OJBench: 27.1%, outperforming Gemini 2.5 Flash (19.5%).
These results make K2 the strongest open-source model for real-world and competitive coding.

Agentic Tool Use

Tau2-Bench (multi-turn tool orchestration): 66.1 Pass@1.
AceBench: 76.5 Accuracy, beating both DeepSeek-V3 and Claude Sonnet.
Demonstrates robust grounded tool-use reasoning, a central pillar of agentic intelligence.

Math & STEM

AIME 2025: 49.5%, a leap over Qwen3 (24.7%).
GPQA-Diamond: 75.1%, competitive with Claude Opus.
HMMT 2025: 38.8%, best open-source score.
Confirms effectiveness of learning-note rephrasing and RL-verifiable task integration.

General and Long-Context

MMLU: 89.5%, on par with proprietary models.
MMLU-Redux: 92.7%, best among open-source.
LongBench v2: 49.1%, competitive with GPT-4.1.
DROP: 93.5% factual reasoning accuracy.
K2 is not just specialized but a robust generalist across reasoning, factuality, and long-context domains.
We can see its performance below on different tasks as compared to DeepSeek V3 , Anthropic’s Claude 4 Opus, OpenAI’s GPT 4.1, Google’s Gemini 2.5, and Qwen3.

Optimization with MuonClip

Training trillion-scale models is hard. Most fall apart due to instability in attention mechanisms—particularly exploding logits during optimization.
Kimi K2 introduces a custom optimizer called MuonClip.

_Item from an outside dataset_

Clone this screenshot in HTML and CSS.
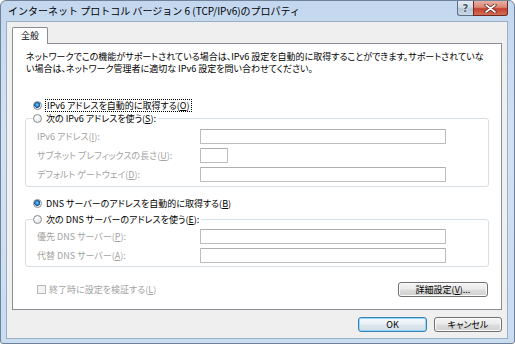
FILE: index.html
```html
<!DOCTYPE html>
<html lang="ja">
<head>
    <meta charset="UTF-8">
    <title>インターネット プロトコル バージョン 6 (TCP/IPv6)のプロパティ</title>
    <link rel="stylesheet" href="styles.css">
</head>
<body>
    <div class="window">
        <div class="titlebar">
            <span class="title">インターネット プロトコル バージョン 6 (TCP/IPv6)のプロパティ</span>
            <div class="caption-buttons">
                <span class="cap-help">?</span>
                <span class="cap-close">
                    <svg width="13" height="9" viewBox="0 0 13 9">
                        <path d="M2 1 L11 8 M11 1 L2 8" stroke="#5a1d17" stroke-width="3.2" stroke-linecap="round"/>
                        <path d="M2 1 L11 8 M11 1 L2 8" stroke="#ffffff" stroke-width="1.6" stroke-linecap="round"/>
                    </svg>
                </span>
            </div>
        </div>

        <div class="client">
            <div class="tabs">
                <div class="tab">全般</div>
            </div>

            <div class="panel">
                <p class="intro">ネットワークでこの機能がサポートされている場合は、IPv6 設定を自動的に取得することができます。サポートされていな<br>い場合は、ネットワーク管理者に適切な IPv6 設定を問い合わせてください。</p>

                <div class="option first">
                    <span class="radio checked"></span>
                    <span class="focus">IPv6 アドレスを自動的に取得する(<u>O</u>)</span>
                </div>

                <fieldset class="group">
                    <legend class="option">
                        <span class="radio"></span>
                        <span>次の IPv6 アドレスを使う(<u>S</u>):</span>
                    </legend>
                    <div class="field top">
                        <span class="label">IPv6 アドレス(<u>I</u>):</span>
                        <span class="textbox"></span>
                    </div>
                    <div class="field">
                        <span class="label">サブネット プレフィックスの長さ(<u>U</u>):</span>
                        <span class="textbox short"></span>
                    </div>
                    <div class="field">
                        <span class="label">デフォルト ゲートウェイ(<u>D</u>):</span>
                        <span class="textbox"></span>
                    </div>
                </fieldset>

                <div class="option second">
                    <span class="radio checked"></span>
                    <span>DNS サーバーのアドレスを自動的に取得する(<u>B</u>)</span>
                </div>

                <fieldset class="group dns">
                    <legend class="option">
                        <span class="radio"></span>
                        <span>次の DNS サーバーのアドレスを使う(<u>E</u>):</span>
                    </legend>
                    <div class="field top">
                        <span class="label">優先 DNS サーバー(<u>P</u>):</span>
                        <span class="textbox"></span>
                    </div>
                    <div class="field">
                        <span class="label">代替 DNS サーバー(<u>A</u>):</span>
                        <span class="textbox"></span>
                    </div>
                </fieldset>

                <div class="bottom-row">
                    <div class="check-option">
                        <span class="checkbox"></span>
                        <span>終了時に設定を検証する(<u>L</u>)</span>
                    </div>
                    <span class="button advanced">詳細設定(<u>V</u>)...</span>
                </div>
            </div>

            <div class="footer">
                <span class="button default">OK</span>
                <span class="button">キャンセル</span>
            </div>
        </div>
    </div>
</body>
</html>
```

FILE: styles.css
```css
* {
    margin: 0;
    padding: 0;
    box-sizing: border-box;
}

body {
    background: #ffffff;
    font-family: "Noto Sans CJK JP", "Noto Sans", sans-serif;
    font-size: 9px;
    color: #000000;
}

u {
    text-decoration: underline;
    text-underline-offset: 1px;
}

/* window frame */

.window {
    width: 515px;
    height: 344px;
    border: 1px solid #6f8299;
    border-radius: 6px 6px 3px 3px;
    background: linear-gradient(#c3d7ee 0%, #d3e2f3 40%, #c9dcf0 100%);
    padding: 0 6px 4px 5px;
    display: flex;
    flex-direction: column;
}

.titlebar {
    height: 20px;
    display: flex;
    align-items: flex-start;
}

.title {
    padding-left: 2px;
    line-height: 20px;
    font-size: 10px;
    color: #000000;
    white-space: nowrap;
}

.caption-buttons {
    margin-left: auto;
    display: flex;
}

.cap-help,
.cap-close {
    height: 15px;
    border: 1px solid #5c6f86;
    border-top: none;
    display: flex;
    align-items: center;
    justify-content: center;
}

.cap-help {
    width: 16px;
    border-right: none;
    border-radius: 0 0 0 3px;
    background: linear-gradient(#e3ebf4 0%, #d0dbe7 45%, #b7c6d7 55%, #c9d7e6 100%);
    color: #4a5868;
    font-family: "DejaVu Sans", sans-serif;
    font-size: 10px;
    font-weight: bold;
    text-shadow: 0 0 2px #ffffff;
}

.cap-close {
    width: 35px;
    border-color: #6e2a22;
    border-radius: 0 0 3px 0;
    background: linear-gradient(#e7b0a4 0%, #d98675 45%, #c2402f 55%, #d46e56 100%);
}

/* client area */

.client {
    flex: 1;
    border: 1px solid #9aaec6;
    background: #efefef;
    padding: 5px 5px 6px;
    display: flex;
    flex-direction: column;
}

.tabs {
    display: flex;
    height: 16px;
}

.tab {
    position: relative;
    z-index: 1;
    width: 36px;
    height: 17px;
    background: #ffffff;
    border: 1px solid #898c95;
    border-bottom: none;
    border-radius: 2px 2px 0 0;
    line-height: 15px;
    text-align: center;
    font-size: 9px;
}

.panel {
    flex: 1;
    background: #ffffff;
    border: 1px solid #898c95;
    padding: 7px 12px 0;
    font-feature-settings: "palt";
}

.intro {
    padding-left: 1px;
    line-height: 12px;
    white-space: nowrap;
}

.option {
    height: 12px;
    display: flex;
    align-items: center;
    gap: 4px;
    white-space: nowrap;
}

.option.first {
    margin-top: 24px;
    padding-left: 8px;
}

.option.second {
    margin-top: 10px;
    padding-left: 8px;
}

.radio {
    width: 9px;
    height: 9px;
    border: 1px solid #8b8d90;
    border-radius: 50%;
    background: radial-gradient(circle at 40% 35%, #ffffff 0%, #e4e5e6 80%);
    flex-shrink: 0;
}

.radio.checked {
    background: radial-gradient(circle at 45% 40%, #7fd0f7 0, #2a8ad4 1.6px, #17508f 2.8px, #eef0f2 3.3px, #dcdedf 100%);
}

.focus {
    outline: 1px dotted #000000;
    outline-offset: 0;
    padding: 0 1px;
    line-height: 11px;
}

.group {
    margin-top: 1px;
    border: 1px solid #d5dfe5;
    border-radius: 3px;
    padding: 0 0 4px;
}

.group legend {
    margin-left: 7px;
    padding: 0 2px 0 0;
}

.group.dns {
    margin-top: 4px;
    padding-bottom: 3px;
}

.field {
    height: 15px;
    margin-top: 4px;
    padding-left: 11px;
    display: flex;
    align-items: center;
    color: #a3a3a3;
    white-space: nowrap;
}

.field.top {
    margin-top: 5px;
}

.group.dns .field.top {
    margin-top: 4px;
}

.label {
    width: 163px;
}

.textbox {
    width: 246px;
    height: 15px;
    border: 1px solid #bcbcbc;
    border-top-color: #aeaeae;
    border-radius: 1px;
    background: #ffffff;
}

.textbox.short {
    width: 28px;
}

.bottom-row {
    margin-top: 15px;
    padding: 0 1px 0 12px;
    height: 15px;
    display: flex;
    align-items: center;
    justify-content: space-between;
}

.check-option {
    display: flex;
    align-items: center;
    gap: 3px;
    color: #a3a3a3;
}

.checkbox {
    width: 9px;
    height: 9px;
    border: 1px solid #b8b8b8;
    background: #f3f3f3;
}

/* buttons */

.button {
    height: 15px;
    border: 1px solid #707070;
    border-radius: 3px;
    background: linear-gradient(#f3f3f3 0%, #ebebeb 48%, #dddddd 52%, #d0d0d0 100%);
    box-shadow: inset 0 0 0 1px #fbfbfb;
    display: flex;
    align-items: center;
    justify-content: center;
    font-size: 9px;
    white-space: nowrap;
    font-feature-settings: "palt";
}

.button.advanced {
    width: 90px;
}

.footer {
    margin-top: 7px;
    display: flex;
    justify-content: flex-end;
    gap: 7px;
}

.footer .button {
    width: 68px;
}

.button.default {
    width: 69px;
    border-color: #3c7fb1;
    box-shadow: inset 0 0 0 1px #8fd6f8;
    background: linear-gradient(#f4f8fb 0%, #eaf1f6 48%, #dde7ee 52%, #d3dde5 100%);
}
```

It’s a refined version of the Muon optimizer, built specifically to handle these large MoE setups.
The key innovation is qk-clip, which dynamically rescales attention queries and keys at each training step to keep logits within safe bounds.

Agentic Intelligence as a Paradigm

Agentic intelligence shifts the operational foundation of LLMs from passive completion engines into adaptive, autonomous systems. With mechanisms like tool discovery, self-evaluation, rubric-based alignment, and hybrid real/synthetic environments, models like K2 point toward a new generation of AI that can continuously expand its competence frontier.

Instead of exhausting the diminishing returns of static pre-training data, agentic models generate their own trajectories of action and error-driven improvements, effectively becoming self-sustaining learners. This has implications not just for research (where scaling laws may plateau without agentic data), but also for real-world deployment, where autonomy, reliability, and grounded tool use are indispensable.

K2 demonstrates that building such systems requires innovations across optimization (MuonClip), data curation (synthetic rephrasing and tool pipelines), reinforcement (RLVR + rubric rewards), and infrastructure (checkpoint engines, agentic rollouts). It is not merely a model, but a framework for future AI systems that blur the line between static foundation models and interactive, evolving agents.